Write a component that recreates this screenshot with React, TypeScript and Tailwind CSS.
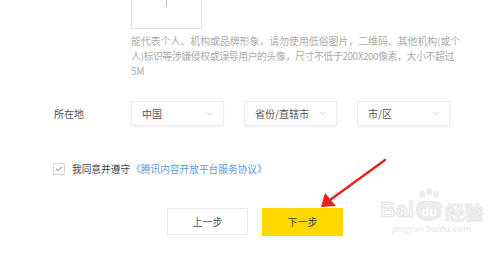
import { ChevronDown, Check } from "lucide-react";

const cjk = { fontFamily: '"Noto Sans CJK SC", "Noto Sans", sans-serif' };

const Select = ({ label }: { label: string }) => (
  <div className="flex items-center justify-between w-[93px] h-[25px] pl-[10px] pr-[10px] border border-[#ececec] shadow-[0_1px_2px_rgba(0,0,0,0.05)] bg-white">
    <span className="text-[10px] leading-none text-[#555]">{label}</span>
    <ChevronDown className="w-[7px] h-[7px] text-[#c8c8c8]" strokeWidth={3} />
  </div>
);

const Watermark = () => (
  <div className="absolute left-[380px] top-[199px] flex flex-col items-center select-none">
    <div className="flex items-end leading-none">
      <span className="text-[22px] font-bold text-[#f6f6f6] [-webkit-text-stroke:1px_#e6e6e6]" style={{ fontFamily: '"Liberation Sans", sans-serif' }}>
        Bai
      </span>
      <span className="relative ml-[2px] flex items-center justify-center w-[26px] h-[20px] rounded-b-[10px] rounded-t-[6px] bg-[#ececec]">
        <span className="absolute -top-[10px] left-[3px] w-[6px] h-[7px] rounded-full bg-[#ececec]" />
        <span className="absolute -top-[13px] left-[10px] w-[6px] h-[7px] rounded-full bg-[#ececec]" />
        <span className="absolute -top-[10px] left-[17px] w-[6px] h-[7px] rounded-full bg-[#ececec]" />
        <span className="text-[13px] font-bold text-white" style={{ fontFamily: '"Liberation Sans", sans-serif' }}>du</span>
      </span>
      <span className="ml-[3px] text-[19px] font-bold text-[#f6f6f6] [-webkit-text-stroke:1px_#e6e6e6]" style={cjk}>
        经验
      </span>
    </div>
    <span className="mt-[4px] text-[9px] leading-none font-bold text-[#ececec]" style={{ fontFamily: '"Liberation Sans", sans-serif' }}>
      jingyan.baidu.com
    </span>
  </div>
);

const Arrow = () => (
  <svg className="absolute left-0 top-0 pointer-events-none" width="500" height="253" viewBox="0 0 500 253">
    <line x1="385" y1="160" x2="330" y2="200" stroke="#e5231b" strokeWidth="2.4" strokeLinecap="round" />
    <polygon points="321,207 325,193 336,206" fill="#e5231b" />
  </svg>
);

export default function App() {
  return (
    <div className="relative w-[500px] h-[253px] overflow-hidden bg-white" style={cjk}>
      {/* avatar upload + hint */}
      <div className="pl-[131px]">
        <div className="relative -mt-[31px] w-[71px] h-[60px] border border-[#e2e2e2] flex items-center justify-center">
          <span className="absolute left-[34px] top-[22px] w-px h-[15px] bg-[#bdbdbd]" />
          <span className="absolute left-[27px] top-[29px] w-[15px] h-px bg-[#bdbdbd]" />
        </div>
        <p className="mt-[5px] text-[9.9px] leading-[15px] text-[#ababab] whitespace-nowrap">
          能代表个人、机构或品牌形象，请勿使用低俗图片，二维码、其他机构(或个
          <br />
          <span className="tracking-[-0.4px]">人)标识等涉嫌侵权或误导用户的头像，尺寸不低于200X200像素，大小不超过</span>
          <br />
          5M
        </p>
      </div>

      {/* location */}
      <div className="mt-[22px] flex items-center pl-[54px]">
        <span className="w-[77px] text-[10px] text-[#555]">所在地</span>
        <div className="flex gap-[20px]">
          <Select label="中国" />
          <Select label="省份/直辖市" />
          <Select label="市/区" />
        </div>
      </div>

      {/* agreement */}
      <div className="mt-[36px] flex items-center pl-[53px]">
        <span className="flex items-center justify-center w-[12px] h-[12px] border border-[#d6d6d6] bg-white">
          <Check className="w-[8px] h-[8px] text-[#777]" strokeWidth={3} />
        </span>
        <span className="ml-[7px] text-[9.7px] text-[#444]">我同意并遵守</span>
        <span className="ml-[1px] text-[9.7px] text-[#5d9be0]">《腾讯内容开放平台服务协议》</span>
      </div>

      {/* buttons */}
      <div className="mt-[31px] flex gap-[14px] pl-[167px]">
        <button className="w-[81px] h-[27px] border border-[#ebebeb] bg-white text-[10px] text-[#555]">上一步</button>
        <button className="w-[81px] h-[28px] bg-[#ffd800] text-[10px] text-[#444] shadow-[0_1px_2px_rgba(0,0,0,0.08)]">下一步</button>
      </div>

      <Arrow />
      <Watermark />
    </div>
  );
}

Task statement: Reproduce the listing above exactly, excluding all pictures.

Answer to the task:
Write a component that recreates this screenshot with React, TypeScript and Tailwind CSS.
import { ChevronDown, Check } from "lucide-react";

const cjk = { fontFamily: '"Noto Sans CJK SC", "Noto Sans", sans-serif' };

const Select = ({ label }: { label: string }) => (
  <div className="flex items-center justify-between w-[93px] h-[25px] pl-[10px] pr-[10px] border border-[#ececec] shadow-[0_1px_2px_rgba(0,0,0,0.05)] bg-white">
    <span className="text-[10px] leading-none text-[#555]">{label}</span>
    <ChevronDown className="w-[7px] h-[7px] text-[#c8c8c8]" strokeWidth={3} />
  </div>
);

const Watermark = () => (
  <div className="absolute left-[380px] top-[199px] flex flex-col items-center select-none">
    <div className="flex items-end leading-none">
      <span className="text-[22px] font-bold text-[#f6f6f6] [-webkit-text-stroke:1px_#e6e6e6]" style={{ fontFamily: '"Liberation Sans", sans-serif' }}>
        Bai
      </span>
      <span className="relative ml-[2px] flex items-center justify-center w-[26px] h-[20px] rounded-b-[10px] rounded-t-[6px] bg-[#ececec]">
        <span className="absolute -top-[10px] left-[3px] w-[6px] h-[7px] rounded-full bg-[#ececec]" />
        <span className="absolute -top-[13px] left-[10px] w-[6px] h-[7px] rounded-full bg-[#ececec]" />
        <span className="absolute -top-[10px] left-[17px] w-[6px] h-[7px] rounded-full bg-[#ececec]" />
        <span className="text-[13px] font-bold text-white" style={{ fontFamily: '"Liberation Sans", sans-serif' }}>du</span>
      </span>
      <span className="ml-[3px] text-[19px] font-bold text-[#f6f6f6] [-webkit-text-stroke:1px_#e6e6e6]" style={cjk}>
        经验
      </span>
    </div>
    <span className="mt-[4px] text-[9px] leading-none font-bold text-[#ececec]" style={{ fontFamily: '"Liberation Sans", sans-serif' }}>
      jingyan.baidu.com
    </span>
  </div>
);

const Arrow = () => (
  <svg className="absolute left-0 top-0 pointer-events-none" width="500" height="253" viewBox="0 0 500 253">
    <line x1="385" y1="160" x2="330" y2="200" stroke="#e5231b" strokeWidth="2.4" strokeLinecap="round" />
    <polygon points="321,207 325,193 336,206" fill="#e5231b" />
  </svg>
);

export default function App() {
  return (
    <div className="relative w-[500px] h-[253px] overflow-hidden bg-white" style={cjk}>
      {/* avatar upload + hint */}
      <div className="pl-[131px]">
        <div className="relative -mt-[31px] w-[71px] h-[60px] border border-[#e2e2e2] flex items-center justify-center">
          <span className="absolute left-[34px] top-[22px] w-px h-[15px] bg-[#bdbdbd]" />
          <span className="absolute left-[27px] top-[29px] w-[15px] h-px bg-[#bdbdbd]" />
        </div>
        <p className="mt-[5px] text-[9.9px] leading-[15px] text-[#ababab] whitespace-nowrap">
          能代表个人、机构或品牌形象，请勿使用低俗图片，二维码、其他机构(或个
          <br />
          <span className="tracking-[-0.4px]">人)标识等涉嫌侵权或误导用户的头像，尺寸不低于200X200像素，大小不超过</span>
          <br />
          5M
        </p>
      </div>

      {/* location */}
      <div className="mt-[22px] flex items-center pl-[54px]">
        <span className="w-[77px] text-[10px] text-[#555]">所在地</span>
        <div className="flex gap-[20px]">
          <Select label="中国" />
          <Select label="省份/直辖市" />
          <Select label="市/区" />
        </div>
      </div>

      {/* agreement */}
      <div className="mt-[36px] flex items-center pl-[53px]">
        <span className="flex items-center justify-center w-[12px] h-[12px] border border-[#d6d6d6] bg-white">
          <Check className="w-[8px] h-[8px] text-[#777]" strokeWidth={3} />
        </span>
        <span className="ml-[7px] text-[9.7px] text-[#444]">我同意并遵守</span>
        <span className="ml-[1px] text-[9.7px] text-[#5d9be0]">《腾讯内容开放平台服务协议》</span>
      </div>

      {/* buttons */}
      <div className="mt-[31px] flex gap-[14px] pl-[167px]">
        <button className="w-[81px] h-[27px] border border-[#ebebeb] bg-white text-[10px] text-[#555]">上一步</button>
        <button className="w-[81px] h-[28px] bg-[#ffd800] text-[10px] text-[#444] shadow-[0_1px_2px_rgba(0,0,0,0.08)]">下一步</button>
      </div>

      <Arrow />
      <Watermark />
    </div>
  );
}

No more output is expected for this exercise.